In the past few days, lots and lots of people have been giving me advice on how to handle my first days of school as an elementary school teacher. Some of it has been helpful ("When you're writing a mini-lesson, always ask yourself: What is it that you want the kids to know by the end of the lesson?"), some of it has been well-meaning in a way that just ends up freaking me out a little ("Before the first day of school, take a sleeping pill, because no one sleeps that night"), and some of it has been downright terrifying ("They can smell fear. So don't show them a moment of weakness, or they will run you into the ground").
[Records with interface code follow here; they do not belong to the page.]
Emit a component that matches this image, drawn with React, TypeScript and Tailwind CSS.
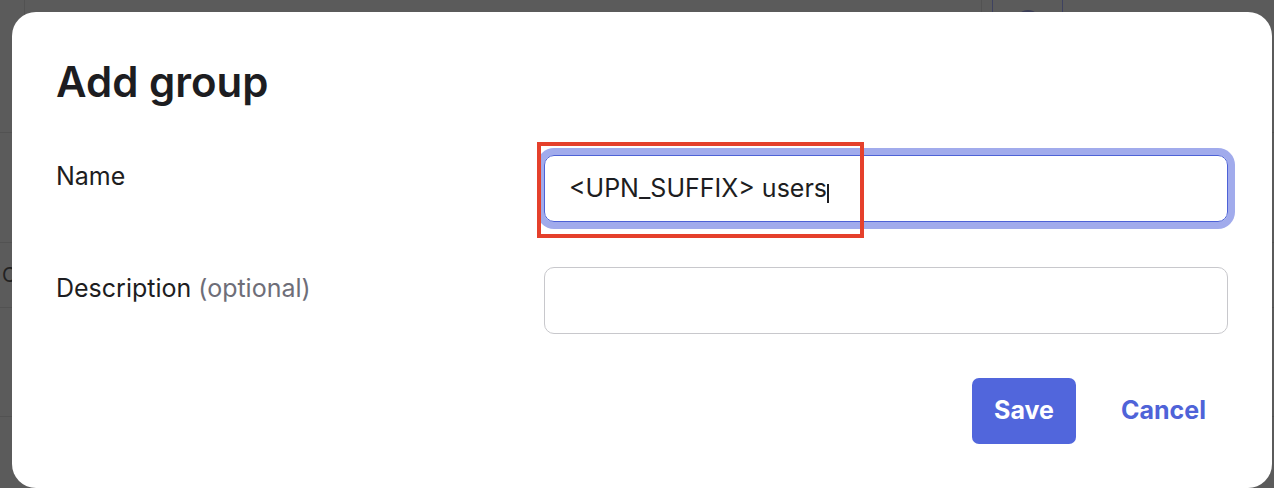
import React from 'react'

const font = { fontFamily: 'Inter, "Noto Sans", "Liberation Sans", sans-serif' }

const BackgroundPage = () => (
  <div className="h-[488px] w-full bg-[#5b5b5b] overflow-hidden">
    <div className="flex h-[133px] border-b border-[#525252]">
      <div className="w-[25px] border-r border-[#525252]" />
      <div className="w-[957px] border-r border-[#525252]" />
      <div className="w-[11px] border-r border-[#3e4260]" />
      <div className="w-[70px] border-r border-[#3e4260] flex justify-center pt-[10px]">
        <div className="w-[26px] h-[26px] rounded-full bg-[#3b3e56]" />
      </div>
    </div>
    <div className="h-[110px] border-b border-[#525252]" />
    <div className="h-[65px] border-b border-[#525252] flex items-center pl-[2px] text-[20px] text-[#222]">C</div>
    <div className="h-[109px] border-b border-[#525252]" />
  </div>
)

const Field = ({ label, optional, children }: { label: string; optional?: boolean; children: React.ReactNode }) => (
  <div className="grid grid-cols-[488px_1fr] items-start">
    <label className="pt-[6px] text-[25px] leading-[30px] text-[#1d1d21]">
      {label}
      {optional && <span className="text-[#6e6e78]"> (optional)</span>}
    </label>
    {children}
  </div>
)

export default function App() {
  return (
    <div className="relative w-[1274px] h-[488px] overflow-hidden" style={font}>
      <BackgroundPage />
      <div className="absolute left-[12px] top-[12px] w-[1260px] h-[476px] bg-white rounded-[24px] px-[44px] pt-[46px]">
        <h2 className="text-[42px] font-semibold text-[#1d1d21] leading-[48px]">Add group</h2>

        <div className="mt-[49px] flex flex-col gap-[45px]">
          <Field label="Name">
            <div className="relative">
              <div className="h-[67px] rounded-[10px] border border-[#4d62d6] ring-[7px] ring-[#a1abec] flex items-center px-[24px] text-[25px] text-[#1d1d21]">
                <span>&lt;UPN_SUFFIX&gt; users</span>
                <span className="w-[2px] h-[19px] mt-[10px] bg-[#1d1d21]" />
              </div>
              <div className="absolute left-[-7px] top-[-13px] w-[327px] h-[96px] border-[4px] border-[#e5402b]" />
            </div>
          </Field>

          <Field label="Description" optional>
            <div className="h-[67px] rounded-[10px] border border-[#c8c8cc]" />
          </Field>
        </div>

        <div className="mt-[44px] flex justify-end items-center gap-[45px]">
          <button className="w-[104px] h-[66px] rounded-[7px] bg-[#5166dc] text-white text-[25px] font-bold">Save</button>
          <button className="text-[#4f63d8] text-[25px] font-bold pr-[22px]">Cancel</button>
        </div>
      </div>
    </div>
  )
}
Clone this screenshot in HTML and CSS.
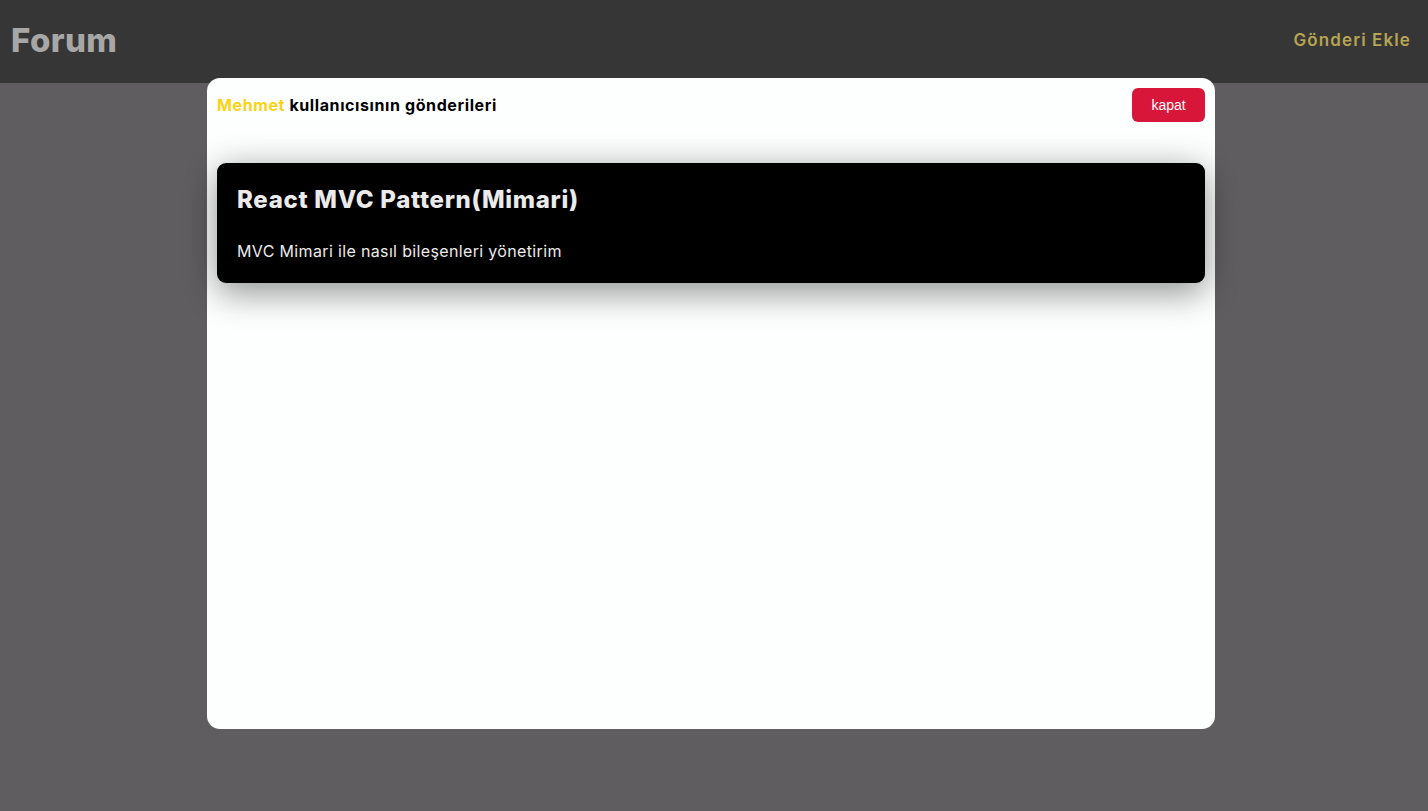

But by far the strangest advice I've gotten has come from my real estate broker (a former elementary school teacher herself), who gave me the inside scoop today as we were waiting for my credit check to go through.
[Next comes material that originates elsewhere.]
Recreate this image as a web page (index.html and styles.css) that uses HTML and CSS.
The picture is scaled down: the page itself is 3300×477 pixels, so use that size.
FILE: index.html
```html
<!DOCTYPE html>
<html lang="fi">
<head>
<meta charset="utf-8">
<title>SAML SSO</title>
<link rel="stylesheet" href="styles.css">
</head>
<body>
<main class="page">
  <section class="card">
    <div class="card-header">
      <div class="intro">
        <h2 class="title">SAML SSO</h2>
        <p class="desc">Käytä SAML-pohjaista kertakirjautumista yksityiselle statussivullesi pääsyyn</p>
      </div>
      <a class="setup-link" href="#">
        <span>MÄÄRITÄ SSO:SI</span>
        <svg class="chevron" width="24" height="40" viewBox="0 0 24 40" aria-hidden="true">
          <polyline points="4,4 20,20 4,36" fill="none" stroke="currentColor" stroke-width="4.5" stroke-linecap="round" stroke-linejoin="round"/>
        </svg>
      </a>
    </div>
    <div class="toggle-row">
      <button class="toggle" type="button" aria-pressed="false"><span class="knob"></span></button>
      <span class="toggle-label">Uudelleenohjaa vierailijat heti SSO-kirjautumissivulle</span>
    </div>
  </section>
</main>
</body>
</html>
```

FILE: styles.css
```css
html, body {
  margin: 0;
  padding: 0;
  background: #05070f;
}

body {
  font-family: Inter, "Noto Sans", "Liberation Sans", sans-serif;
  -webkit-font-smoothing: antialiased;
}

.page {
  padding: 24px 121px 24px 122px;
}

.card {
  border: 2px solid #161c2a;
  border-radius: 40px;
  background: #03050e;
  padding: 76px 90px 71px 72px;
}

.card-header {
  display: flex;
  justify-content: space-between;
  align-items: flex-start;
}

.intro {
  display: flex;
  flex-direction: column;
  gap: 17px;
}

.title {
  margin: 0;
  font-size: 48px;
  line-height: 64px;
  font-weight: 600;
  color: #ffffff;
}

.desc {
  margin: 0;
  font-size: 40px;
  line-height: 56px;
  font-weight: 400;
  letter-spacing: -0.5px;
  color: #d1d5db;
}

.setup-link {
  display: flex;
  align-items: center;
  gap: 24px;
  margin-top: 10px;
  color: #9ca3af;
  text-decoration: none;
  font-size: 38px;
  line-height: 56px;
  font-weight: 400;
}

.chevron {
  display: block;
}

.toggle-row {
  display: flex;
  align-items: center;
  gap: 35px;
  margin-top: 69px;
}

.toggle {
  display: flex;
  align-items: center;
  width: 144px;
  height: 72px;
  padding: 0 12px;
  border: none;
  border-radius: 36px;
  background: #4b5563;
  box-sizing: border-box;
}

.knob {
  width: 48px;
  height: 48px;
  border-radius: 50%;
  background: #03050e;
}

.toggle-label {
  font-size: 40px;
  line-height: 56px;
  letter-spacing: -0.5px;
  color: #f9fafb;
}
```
"Do you have stickers?" she asked me. No, I replied, I hadn't gotten any yet.
She raised a single finger for emphasis and gazed straight at me, her eyes flashing with intensity.
"Don't go in there without stickers," she said.
The first thing I did after leaving her office was to eat a mint chocolate chip ice cream cone with rainbow sprinkles. The second was to run to Staples and buy two packages of tiny happy face stickers (1,440 stickers in a pack!) for $2.99 each.
I'm still worried about crying kindergarteners, remembering the names of approximately 400 different children, differentiating instruction for 17 classes and planning a curriculum around the all-too-nebulous directions given to me thus far. But apparently as long as I have stickers, everything will turn out fine.
2 comments:
For eleven years I've been teaching high school, and for ten of them I've been giving out stickers. Over the years I have assembled quite a collection.
Some days, before handing back tests or quizzes, I'll ask a class which ones I should use. Or, retaining some of my 'authority' "Pretty or shiny or stinky?"
This year has been the stickeriest year so far. This conversation has occurred a few times:
"Why should we study more and come to tutoring?"
few kids respond: "To get higher scores"
"And why do we want higher scores?"
"More stickers!"
I know I'm two months late on commenting. But I just read your entire blog today (and linked it).
First year is tough. Looks like you're coping well. (and writing quite nicely!)
"How can we get higher scores?"
And I seem to have introduced myself with a typo. sigh.